The U.S. took military control of Haiti with 20,000 troops in 1994.
Five years and billions of taxpayer dollars later, General Charles
Wilhelm of the Southern Command recommended military withdrawal due
to failure to establish a permanent internal peace on the island, but U.S.
political figures rejected the idea. Some Haitian resources, natural
and human, were economically valuable.
In secret operations, the US participated in mercenary attacks in such
places of rich resources as Angola, Mozambique, East Timor, South Yemen,
Western Sahara, Cambodia and Cuba. Fighting in Angola took an estimated
l.5 million lives.
Michael Kronenwetter, author of "The Military Power of the President"
(1988), said the U.S. was involved in several hundred wars and other
military operations up to the time he published his book, and that only
five had been declared "war" by Congress.
Richard Shenkman, author of "I Love Paul Revere Whether He Rode or Not"(1991), said the historical record showed Americans were sharply divided
or opposed to U.S. military actions;
"The War of 1812 was so controversial
that New Englanders seriously considered
seceding from the Union to avoid
supporting it. The Mexican-American
War aroused such passion that Abraham
Lincoln gave a stirring speech in Congress
against it."
The Spanish-American War provoked a national debate about imperialistic
aggression, and World War I in Europe divided the U.S. government to the
extent that Secretary of State William Jennings Bryan resigned his office in protect.Almost as many people were opposed to the Korean War as ultimately condemned the Vietnam War, forcing its end.

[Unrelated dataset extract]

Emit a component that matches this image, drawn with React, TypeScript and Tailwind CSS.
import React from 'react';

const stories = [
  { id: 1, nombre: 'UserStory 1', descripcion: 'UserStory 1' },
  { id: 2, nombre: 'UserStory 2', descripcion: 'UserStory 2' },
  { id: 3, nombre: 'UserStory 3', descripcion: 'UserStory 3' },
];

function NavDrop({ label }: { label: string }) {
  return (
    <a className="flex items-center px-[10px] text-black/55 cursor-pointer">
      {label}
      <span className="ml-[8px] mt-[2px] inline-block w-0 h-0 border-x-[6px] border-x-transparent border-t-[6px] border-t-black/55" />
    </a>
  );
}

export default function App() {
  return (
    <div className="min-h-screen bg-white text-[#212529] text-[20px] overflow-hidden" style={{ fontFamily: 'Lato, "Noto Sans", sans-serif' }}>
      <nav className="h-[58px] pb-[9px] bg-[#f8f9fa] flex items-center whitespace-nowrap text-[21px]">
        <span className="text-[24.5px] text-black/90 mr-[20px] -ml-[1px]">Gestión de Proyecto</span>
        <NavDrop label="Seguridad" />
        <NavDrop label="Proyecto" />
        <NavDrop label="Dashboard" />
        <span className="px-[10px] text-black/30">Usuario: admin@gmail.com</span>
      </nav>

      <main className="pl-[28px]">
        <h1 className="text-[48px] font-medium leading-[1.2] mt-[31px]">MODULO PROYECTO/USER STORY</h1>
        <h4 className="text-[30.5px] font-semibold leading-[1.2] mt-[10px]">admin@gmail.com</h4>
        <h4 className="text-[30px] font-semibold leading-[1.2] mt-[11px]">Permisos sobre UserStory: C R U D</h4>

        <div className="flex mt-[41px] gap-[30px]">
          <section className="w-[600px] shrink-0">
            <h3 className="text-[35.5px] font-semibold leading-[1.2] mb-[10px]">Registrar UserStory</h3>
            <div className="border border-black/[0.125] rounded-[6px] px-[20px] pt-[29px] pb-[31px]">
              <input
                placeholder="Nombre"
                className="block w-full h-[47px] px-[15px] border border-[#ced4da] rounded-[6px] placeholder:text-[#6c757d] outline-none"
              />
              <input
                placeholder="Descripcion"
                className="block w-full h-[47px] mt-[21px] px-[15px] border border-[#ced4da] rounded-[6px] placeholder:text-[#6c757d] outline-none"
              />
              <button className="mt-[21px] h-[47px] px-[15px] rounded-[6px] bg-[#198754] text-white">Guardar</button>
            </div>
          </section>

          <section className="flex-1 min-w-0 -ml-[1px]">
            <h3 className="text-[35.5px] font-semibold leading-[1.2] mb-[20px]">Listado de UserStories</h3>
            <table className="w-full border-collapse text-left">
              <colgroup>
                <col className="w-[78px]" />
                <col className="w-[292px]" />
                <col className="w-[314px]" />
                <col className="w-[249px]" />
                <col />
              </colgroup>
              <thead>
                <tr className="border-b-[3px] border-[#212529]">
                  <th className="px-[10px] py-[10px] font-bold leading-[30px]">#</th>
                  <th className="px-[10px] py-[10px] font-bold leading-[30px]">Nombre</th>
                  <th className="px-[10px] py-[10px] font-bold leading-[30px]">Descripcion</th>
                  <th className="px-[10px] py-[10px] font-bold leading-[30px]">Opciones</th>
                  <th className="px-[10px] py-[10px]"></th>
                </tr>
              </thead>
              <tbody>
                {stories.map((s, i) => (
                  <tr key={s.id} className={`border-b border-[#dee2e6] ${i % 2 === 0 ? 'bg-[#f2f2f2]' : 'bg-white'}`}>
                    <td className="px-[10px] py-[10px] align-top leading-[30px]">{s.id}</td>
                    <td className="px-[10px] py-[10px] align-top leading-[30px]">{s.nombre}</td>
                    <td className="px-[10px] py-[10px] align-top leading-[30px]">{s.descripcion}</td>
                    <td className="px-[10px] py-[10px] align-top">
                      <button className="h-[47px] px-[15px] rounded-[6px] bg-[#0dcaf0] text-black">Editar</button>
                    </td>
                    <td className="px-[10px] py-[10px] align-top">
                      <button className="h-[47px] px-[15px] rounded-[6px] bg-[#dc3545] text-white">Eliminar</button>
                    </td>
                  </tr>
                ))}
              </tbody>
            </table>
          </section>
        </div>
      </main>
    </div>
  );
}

Foreign interventions took on the appearance of imperialistic aggression
by a government under control of its manipulators rather than the
American people at-large.
U.S. aggression against North Vietnam became a major undeclared war on
the basis of a "battle" that never occurred, according to Medal of Honor
winner Navy Admiral James B. Stockdale. He stated in his book "In Love
and War" that President Lyndon Johnson ordered air strikes and troop
buildup in 1964 after a false report was made that U.S. ships were under
attack in the Gulf of Tonkin. Stockdale commanded a squadron of Navy
fighter planes from the aircraft carrier Ticonderoga in the area of the
alleged incident;
"No boats, no boat wakes, no ricochets
off boats, no torpedo wakes...nothing
but black sea and American firepower."
Stockdale was shot down a year later and spent more than seven years as
a prisoner in North Vietnam, while 55,000 American troops died in losing
the war. No congressional investigation was held to determine the
source of the Tonkin Gulf lie.
Within the war itself, aggression was so ingrained in U.S. troops that
they massacred 500 Vietnamese civilians at My Lai before three of the
troops stopped the slaughter by pointing their weapons at their fellow
Americans. Thirty three years later, the trio were officially proclaimed Army heroes.

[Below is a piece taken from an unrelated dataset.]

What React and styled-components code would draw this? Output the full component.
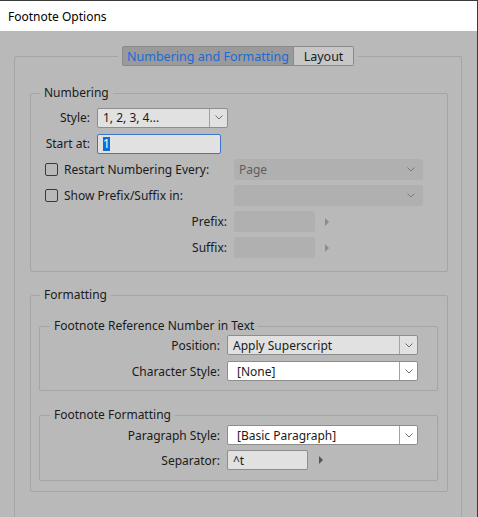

The same war saw additional U.S. aggression with 3,630 bombing missions on alleged Viet Cong bases in neutral Cambodia. This helped swing Cambodian sentiment in favor of the fledgling Khmer Rouge movement under Pol Pot, who soon sparked the murder of an estimated two-million of his fellow Cambodians.
In 1989, U.S. troops were ordered by President George Bush to invade
Panama, again with no congressional declaration of war. Hundreds of
civilians were killed in addition to military defenders. Panama
"strongman" Manuel Noriega, who had boasted that he had Bush "by the
balls" in connection with CIA drug operations, was taken captive and
convicted in a U.S. court for alleged drug trafficking and drug money
laundering. While an international court of justice would have been an
impartial setting, it would also serve to expose Secret Government drug
operations, and the U.S. strongly opposed such a court.

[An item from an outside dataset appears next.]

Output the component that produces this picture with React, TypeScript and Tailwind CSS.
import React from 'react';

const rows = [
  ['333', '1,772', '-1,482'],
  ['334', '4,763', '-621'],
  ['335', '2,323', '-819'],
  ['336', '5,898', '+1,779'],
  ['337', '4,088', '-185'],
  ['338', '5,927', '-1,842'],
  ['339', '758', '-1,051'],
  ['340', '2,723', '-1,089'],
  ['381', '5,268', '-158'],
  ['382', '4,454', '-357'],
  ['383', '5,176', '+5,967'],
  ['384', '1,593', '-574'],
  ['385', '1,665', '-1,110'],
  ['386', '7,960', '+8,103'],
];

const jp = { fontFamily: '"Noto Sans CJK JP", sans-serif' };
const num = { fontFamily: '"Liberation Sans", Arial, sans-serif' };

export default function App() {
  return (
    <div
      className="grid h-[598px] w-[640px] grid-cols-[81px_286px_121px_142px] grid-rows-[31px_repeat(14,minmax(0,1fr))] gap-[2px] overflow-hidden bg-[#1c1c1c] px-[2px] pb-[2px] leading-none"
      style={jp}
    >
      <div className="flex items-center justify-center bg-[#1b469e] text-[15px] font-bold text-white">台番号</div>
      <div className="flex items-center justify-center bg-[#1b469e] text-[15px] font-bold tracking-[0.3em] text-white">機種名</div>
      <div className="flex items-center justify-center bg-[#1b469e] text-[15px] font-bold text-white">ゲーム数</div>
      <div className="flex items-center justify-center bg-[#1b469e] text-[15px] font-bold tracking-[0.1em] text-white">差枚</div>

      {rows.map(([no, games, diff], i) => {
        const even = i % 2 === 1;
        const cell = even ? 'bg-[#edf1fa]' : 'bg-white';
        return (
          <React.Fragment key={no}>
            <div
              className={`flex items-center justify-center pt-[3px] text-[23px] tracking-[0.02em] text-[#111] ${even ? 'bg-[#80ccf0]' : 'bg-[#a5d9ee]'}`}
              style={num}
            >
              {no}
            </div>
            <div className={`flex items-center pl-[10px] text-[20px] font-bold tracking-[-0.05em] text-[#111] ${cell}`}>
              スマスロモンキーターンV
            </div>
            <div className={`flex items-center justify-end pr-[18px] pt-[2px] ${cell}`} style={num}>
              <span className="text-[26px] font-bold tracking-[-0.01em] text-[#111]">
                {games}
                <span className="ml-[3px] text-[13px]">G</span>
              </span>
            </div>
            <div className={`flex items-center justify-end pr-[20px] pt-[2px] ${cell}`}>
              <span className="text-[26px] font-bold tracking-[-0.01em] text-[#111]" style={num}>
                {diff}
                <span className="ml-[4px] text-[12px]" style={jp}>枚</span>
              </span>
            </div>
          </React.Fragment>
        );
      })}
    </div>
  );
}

On the excuse of defending tiny Kuwait against Iraqi aggression in 1991,
the U.S. spearheaded the mobilization of a multi-national military force
of 200,000 that killed thousands of Iraqi's in the oil-rich region. It
ended with the U.S. taking control of northern and southern Iraqi air
space and an ongoing policy of air attacks on Iraqi air defense sites.
U.S.-led trade sanctions were also imposed on Iraq through the small but
powerful U.N. Security Council.
U.S. aggression was officially honored when President Bill Clinton
proclaimed as a "hero" an Air Force pilot who had been shot down after
violating Bosnian air space.
Throughout the years, the government rolled out propaganda machinery,
mobilized public relations forces, purchased advertising, spread
misinformation and disinformation, and took free television and radio
time to defend aggressive acts around the world, while secretly plotting
other possible actions, such as a nuclear attack on China's nuclear test
facilities in the 1960's.
With an Authentic Constitution in harmony with the natural Cosmic Laws
of the universe, and producing High Moral Values and Democratic Ideals,
the act of "initiating" forceful or hostile action against human beings
is prohibited.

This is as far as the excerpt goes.